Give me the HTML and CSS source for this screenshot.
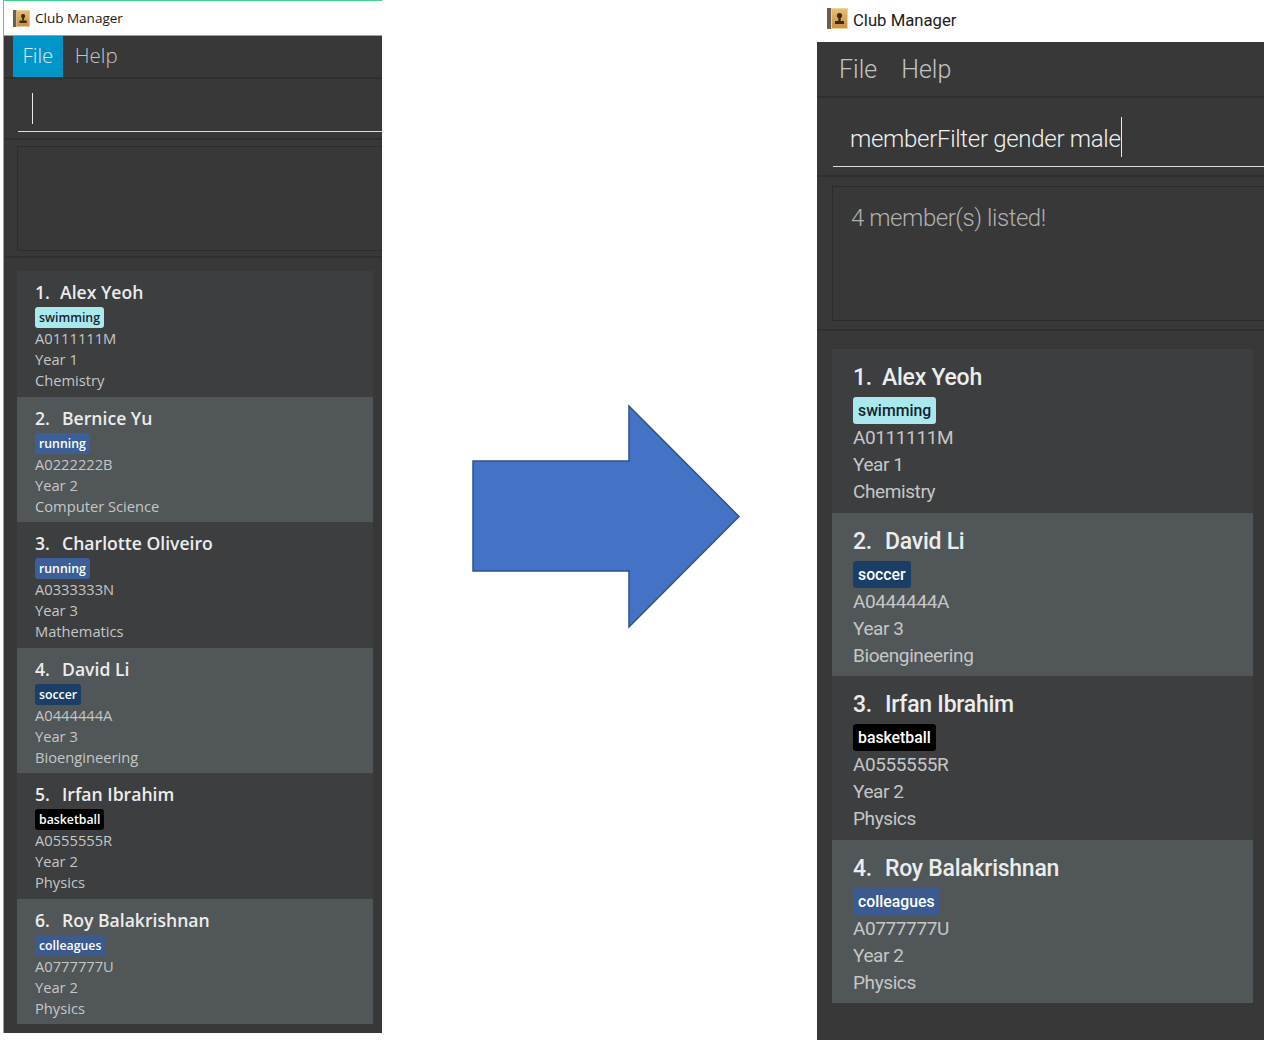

...

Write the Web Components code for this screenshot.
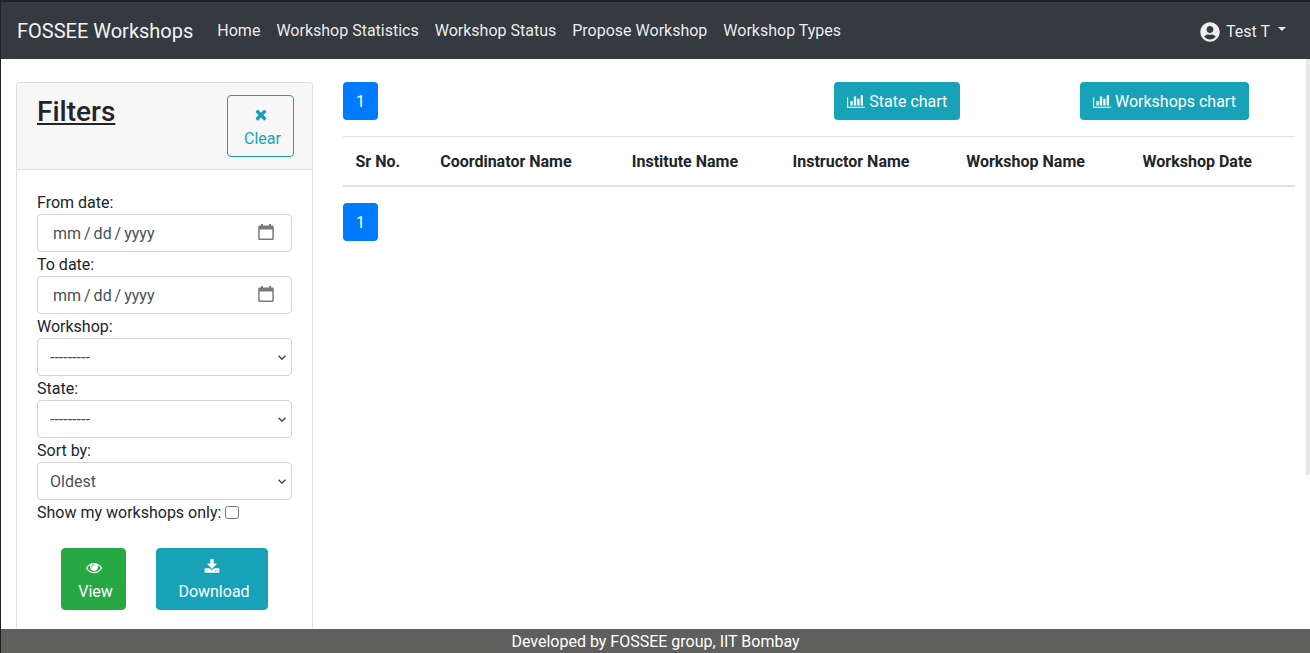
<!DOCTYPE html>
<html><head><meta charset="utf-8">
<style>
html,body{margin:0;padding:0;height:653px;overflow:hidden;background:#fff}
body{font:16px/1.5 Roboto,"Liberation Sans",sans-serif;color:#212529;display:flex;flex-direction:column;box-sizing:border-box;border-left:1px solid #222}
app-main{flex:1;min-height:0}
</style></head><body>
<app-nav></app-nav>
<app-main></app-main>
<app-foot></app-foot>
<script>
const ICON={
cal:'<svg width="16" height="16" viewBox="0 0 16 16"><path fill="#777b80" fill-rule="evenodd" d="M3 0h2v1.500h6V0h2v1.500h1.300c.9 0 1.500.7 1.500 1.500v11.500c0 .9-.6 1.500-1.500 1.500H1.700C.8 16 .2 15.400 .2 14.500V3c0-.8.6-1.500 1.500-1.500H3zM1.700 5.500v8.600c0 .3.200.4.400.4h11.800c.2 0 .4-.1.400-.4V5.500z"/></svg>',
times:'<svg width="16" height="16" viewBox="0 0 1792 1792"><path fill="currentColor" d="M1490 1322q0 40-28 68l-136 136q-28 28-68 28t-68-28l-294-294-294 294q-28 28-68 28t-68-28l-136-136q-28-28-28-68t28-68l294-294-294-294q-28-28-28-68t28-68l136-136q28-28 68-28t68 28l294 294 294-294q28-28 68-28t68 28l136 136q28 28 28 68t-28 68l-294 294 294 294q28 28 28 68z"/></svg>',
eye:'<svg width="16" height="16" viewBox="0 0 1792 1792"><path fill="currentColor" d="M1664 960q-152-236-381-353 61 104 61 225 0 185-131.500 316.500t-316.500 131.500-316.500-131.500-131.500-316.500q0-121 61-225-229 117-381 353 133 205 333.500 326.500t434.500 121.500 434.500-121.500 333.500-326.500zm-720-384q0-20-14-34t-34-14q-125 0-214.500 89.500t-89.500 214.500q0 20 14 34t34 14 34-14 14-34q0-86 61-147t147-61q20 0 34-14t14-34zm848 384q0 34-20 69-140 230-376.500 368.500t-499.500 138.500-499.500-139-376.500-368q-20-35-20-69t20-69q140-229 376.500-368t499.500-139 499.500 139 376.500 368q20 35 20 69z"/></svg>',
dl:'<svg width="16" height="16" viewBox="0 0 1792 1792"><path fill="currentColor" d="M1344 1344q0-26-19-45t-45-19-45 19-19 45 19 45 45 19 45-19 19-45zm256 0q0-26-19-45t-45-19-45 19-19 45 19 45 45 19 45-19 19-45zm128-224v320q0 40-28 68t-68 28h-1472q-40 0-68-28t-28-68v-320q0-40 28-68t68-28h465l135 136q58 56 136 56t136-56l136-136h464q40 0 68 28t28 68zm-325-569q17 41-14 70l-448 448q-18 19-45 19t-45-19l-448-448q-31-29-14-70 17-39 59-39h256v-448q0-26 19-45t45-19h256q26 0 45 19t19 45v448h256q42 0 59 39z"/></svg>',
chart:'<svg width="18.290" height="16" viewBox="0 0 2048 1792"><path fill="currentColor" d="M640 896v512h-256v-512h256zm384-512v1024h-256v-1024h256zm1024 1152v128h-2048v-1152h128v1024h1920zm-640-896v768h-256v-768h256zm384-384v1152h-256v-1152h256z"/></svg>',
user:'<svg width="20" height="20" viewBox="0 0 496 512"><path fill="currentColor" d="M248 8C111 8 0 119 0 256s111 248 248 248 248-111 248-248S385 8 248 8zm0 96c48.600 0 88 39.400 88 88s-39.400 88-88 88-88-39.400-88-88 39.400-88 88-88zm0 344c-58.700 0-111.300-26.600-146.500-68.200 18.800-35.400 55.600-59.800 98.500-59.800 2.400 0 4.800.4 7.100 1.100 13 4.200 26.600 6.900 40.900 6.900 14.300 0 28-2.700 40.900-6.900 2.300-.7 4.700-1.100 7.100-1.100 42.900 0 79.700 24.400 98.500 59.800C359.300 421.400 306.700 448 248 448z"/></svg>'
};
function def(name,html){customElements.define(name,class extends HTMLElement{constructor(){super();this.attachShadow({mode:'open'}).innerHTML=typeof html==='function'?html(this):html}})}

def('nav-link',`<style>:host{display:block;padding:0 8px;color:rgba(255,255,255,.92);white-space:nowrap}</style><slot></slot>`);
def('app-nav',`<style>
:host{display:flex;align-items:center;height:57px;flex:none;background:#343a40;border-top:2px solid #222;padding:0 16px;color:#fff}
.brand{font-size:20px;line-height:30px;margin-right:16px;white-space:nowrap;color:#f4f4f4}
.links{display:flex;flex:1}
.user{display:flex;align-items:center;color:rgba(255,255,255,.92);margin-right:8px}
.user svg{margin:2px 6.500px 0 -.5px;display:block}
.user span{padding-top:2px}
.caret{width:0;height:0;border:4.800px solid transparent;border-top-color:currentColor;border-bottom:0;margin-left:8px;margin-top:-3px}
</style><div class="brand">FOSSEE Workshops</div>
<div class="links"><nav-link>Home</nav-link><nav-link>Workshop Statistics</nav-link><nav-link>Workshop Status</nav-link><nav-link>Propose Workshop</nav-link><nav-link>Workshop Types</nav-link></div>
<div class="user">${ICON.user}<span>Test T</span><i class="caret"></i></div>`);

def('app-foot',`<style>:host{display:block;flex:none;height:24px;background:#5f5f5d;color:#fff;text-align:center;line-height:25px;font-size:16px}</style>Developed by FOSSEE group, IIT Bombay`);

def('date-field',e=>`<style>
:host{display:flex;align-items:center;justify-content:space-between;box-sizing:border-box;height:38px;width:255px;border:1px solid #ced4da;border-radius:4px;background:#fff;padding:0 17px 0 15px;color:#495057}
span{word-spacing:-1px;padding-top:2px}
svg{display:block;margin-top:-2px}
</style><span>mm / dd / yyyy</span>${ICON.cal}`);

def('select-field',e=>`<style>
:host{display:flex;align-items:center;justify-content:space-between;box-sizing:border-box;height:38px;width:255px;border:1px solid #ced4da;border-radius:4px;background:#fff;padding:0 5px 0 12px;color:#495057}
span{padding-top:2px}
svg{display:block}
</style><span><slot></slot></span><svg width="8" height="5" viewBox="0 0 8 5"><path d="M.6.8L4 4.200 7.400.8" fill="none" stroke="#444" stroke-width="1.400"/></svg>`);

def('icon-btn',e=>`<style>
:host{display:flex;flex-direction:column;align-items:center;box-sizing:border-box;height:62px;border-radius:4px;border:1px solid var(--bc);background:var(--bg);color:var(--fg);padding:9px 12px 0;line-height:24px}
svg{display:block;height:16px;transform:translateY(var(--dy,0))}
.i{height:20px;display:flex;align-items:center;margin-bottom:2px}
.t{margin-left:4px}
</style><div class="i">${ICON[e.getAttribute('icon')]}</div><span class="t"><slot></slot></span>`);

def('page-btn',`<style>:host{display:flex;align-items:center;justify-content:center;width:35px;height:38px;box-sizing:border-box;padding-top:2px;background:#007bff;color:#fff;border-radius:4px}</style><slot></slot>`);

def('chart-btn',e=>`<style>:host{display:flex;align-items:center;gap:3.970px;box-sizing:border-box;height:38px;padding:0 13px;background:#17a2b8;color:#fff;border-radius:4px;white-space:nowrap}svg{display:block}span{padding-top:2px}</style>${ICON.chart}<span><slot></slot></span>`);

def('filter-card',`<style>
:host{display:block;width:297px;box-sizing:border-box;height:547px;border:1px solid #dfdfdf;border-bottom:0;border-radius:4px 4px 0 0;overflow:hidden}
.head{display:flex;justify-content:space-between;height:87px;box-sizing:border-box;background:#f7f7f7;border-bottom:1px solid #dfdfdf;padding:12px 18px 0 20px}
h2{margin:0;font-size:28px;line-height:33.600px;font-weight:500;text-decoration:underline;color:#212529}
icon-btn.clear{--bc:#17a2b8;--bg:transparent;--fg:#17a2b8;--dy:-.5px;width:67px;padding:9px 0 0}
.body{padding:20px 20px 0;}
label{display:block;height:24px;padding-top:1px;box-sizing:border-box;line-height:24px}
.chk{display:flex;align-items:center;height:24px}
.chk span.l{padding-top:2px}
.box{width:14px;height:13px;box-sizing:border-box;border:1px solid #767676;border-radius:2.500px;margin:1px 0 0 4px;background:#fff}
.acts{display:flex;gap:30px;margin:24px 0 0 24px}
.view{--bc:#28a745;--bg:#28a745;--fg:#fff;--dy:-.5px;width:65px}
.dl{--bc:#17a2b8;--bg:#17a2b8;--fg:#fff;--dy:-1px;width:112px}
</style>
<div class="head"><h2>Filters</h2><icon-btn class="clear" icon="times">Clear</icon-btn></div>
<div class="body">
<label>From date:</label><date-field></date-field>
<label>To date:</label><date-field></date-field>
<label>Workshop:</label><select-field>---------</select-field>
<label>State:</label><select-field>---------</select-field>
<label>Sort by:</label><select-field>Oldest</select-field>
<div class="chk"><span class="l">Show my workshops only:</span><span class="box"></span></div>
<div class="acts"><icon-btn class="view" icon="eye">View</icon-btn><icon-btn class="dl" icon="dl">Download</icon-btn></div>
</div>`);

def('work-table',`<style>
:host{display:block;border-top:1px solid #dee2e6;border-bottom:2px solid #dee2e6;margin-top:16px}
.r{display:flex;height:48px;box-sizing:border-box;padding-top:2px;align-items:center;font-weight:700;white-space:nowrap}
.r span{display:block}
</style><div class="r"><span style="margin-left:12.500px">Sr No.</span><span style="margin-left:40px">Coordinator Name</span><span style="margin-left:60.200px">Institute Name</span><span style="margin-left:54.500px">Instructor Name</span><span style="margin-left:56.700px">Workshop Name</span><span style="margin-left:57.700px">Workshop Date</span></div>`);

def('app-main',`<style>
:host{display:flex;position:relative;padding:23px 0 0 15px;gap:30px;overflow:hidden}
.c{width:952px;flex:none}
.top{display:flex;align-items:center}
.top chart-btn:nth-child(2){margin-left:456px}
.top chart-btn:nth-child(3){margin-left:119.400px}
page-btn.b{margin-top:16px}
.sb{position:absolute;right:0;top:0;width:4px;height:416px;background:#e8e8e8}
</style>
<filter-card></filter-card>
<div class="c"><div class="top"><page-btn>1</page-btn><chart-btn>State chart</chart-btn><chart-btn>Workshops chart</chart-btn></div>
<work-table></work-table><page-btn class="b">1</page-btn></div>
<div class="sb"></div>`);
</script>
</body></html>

---

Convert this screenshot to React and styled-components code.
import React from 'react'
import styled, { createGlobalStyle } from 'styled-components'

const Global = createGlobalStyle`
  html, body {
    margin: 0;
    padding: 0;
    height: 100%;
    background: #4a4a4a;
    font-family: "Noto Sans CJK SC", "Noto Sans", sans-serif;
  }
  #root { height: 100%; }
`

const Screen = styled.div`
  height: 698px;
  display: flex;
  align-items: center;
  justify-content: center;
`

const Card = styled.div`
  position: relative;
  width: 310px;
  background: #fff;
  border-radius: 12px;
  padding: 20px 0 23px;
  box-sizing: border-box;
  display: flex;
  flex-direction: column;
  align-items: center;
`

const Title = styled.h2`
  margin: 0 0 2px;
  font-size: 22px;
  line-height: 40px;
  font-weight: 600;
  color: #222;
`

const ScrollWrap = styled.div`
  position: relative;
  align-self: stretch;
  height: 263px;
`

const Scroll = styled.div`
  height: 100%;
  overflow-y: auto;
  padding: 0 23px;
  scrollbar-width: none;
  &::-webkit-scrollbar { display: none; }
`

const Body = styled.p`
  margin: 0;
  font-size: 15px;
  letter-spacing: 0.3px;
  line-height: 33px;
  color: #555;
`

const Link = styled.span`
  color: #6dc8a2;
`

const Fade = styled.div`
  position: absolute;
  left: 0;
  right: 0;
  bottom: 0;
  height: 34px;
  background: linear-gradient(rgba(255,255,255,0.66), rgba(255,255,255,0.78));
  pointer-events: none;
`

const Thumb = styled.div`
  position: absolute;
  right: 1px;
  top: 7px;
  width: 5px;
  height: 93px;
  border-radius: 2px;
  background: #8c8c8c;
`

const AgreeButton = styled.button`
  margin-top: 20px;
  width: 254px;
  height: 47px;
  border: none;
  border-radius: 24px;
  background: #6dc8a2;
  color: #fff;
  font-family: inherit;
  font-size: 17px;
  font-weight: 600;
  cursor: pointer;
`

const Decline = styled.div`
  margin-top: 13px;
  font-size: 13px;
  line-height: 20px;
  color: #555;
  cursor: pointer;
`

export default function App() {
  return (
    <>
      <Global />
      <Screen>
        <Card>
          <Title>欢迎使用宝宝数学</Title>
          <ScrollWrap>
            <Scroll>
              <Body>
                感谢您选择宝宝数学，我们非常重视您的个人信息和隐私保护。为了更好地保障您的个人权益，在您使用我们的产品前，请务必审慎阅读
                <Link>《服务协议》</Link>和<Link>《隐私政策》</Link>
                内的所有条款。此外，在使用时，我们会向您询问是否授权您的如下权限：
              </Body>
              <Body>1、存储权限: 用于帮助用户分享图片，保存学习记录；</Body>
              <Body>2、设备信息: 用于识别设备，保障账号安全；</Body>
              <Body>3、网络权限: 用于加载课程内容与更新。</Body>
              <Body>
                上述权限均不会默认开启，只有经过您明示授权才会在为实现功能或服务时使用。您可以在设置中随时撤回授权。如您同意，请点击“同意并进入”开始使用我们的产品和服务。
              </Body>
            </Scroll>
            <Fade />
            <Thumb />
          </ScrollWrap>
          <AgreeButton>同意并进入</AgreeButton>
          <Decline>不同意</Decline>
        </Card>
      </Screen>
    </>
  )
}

◆ **Exercise task**
Copy out each line of the material that holds the word "React".

◆ **Task solution**
Convert this screenshot to React and styled-components code.
import React from 'react'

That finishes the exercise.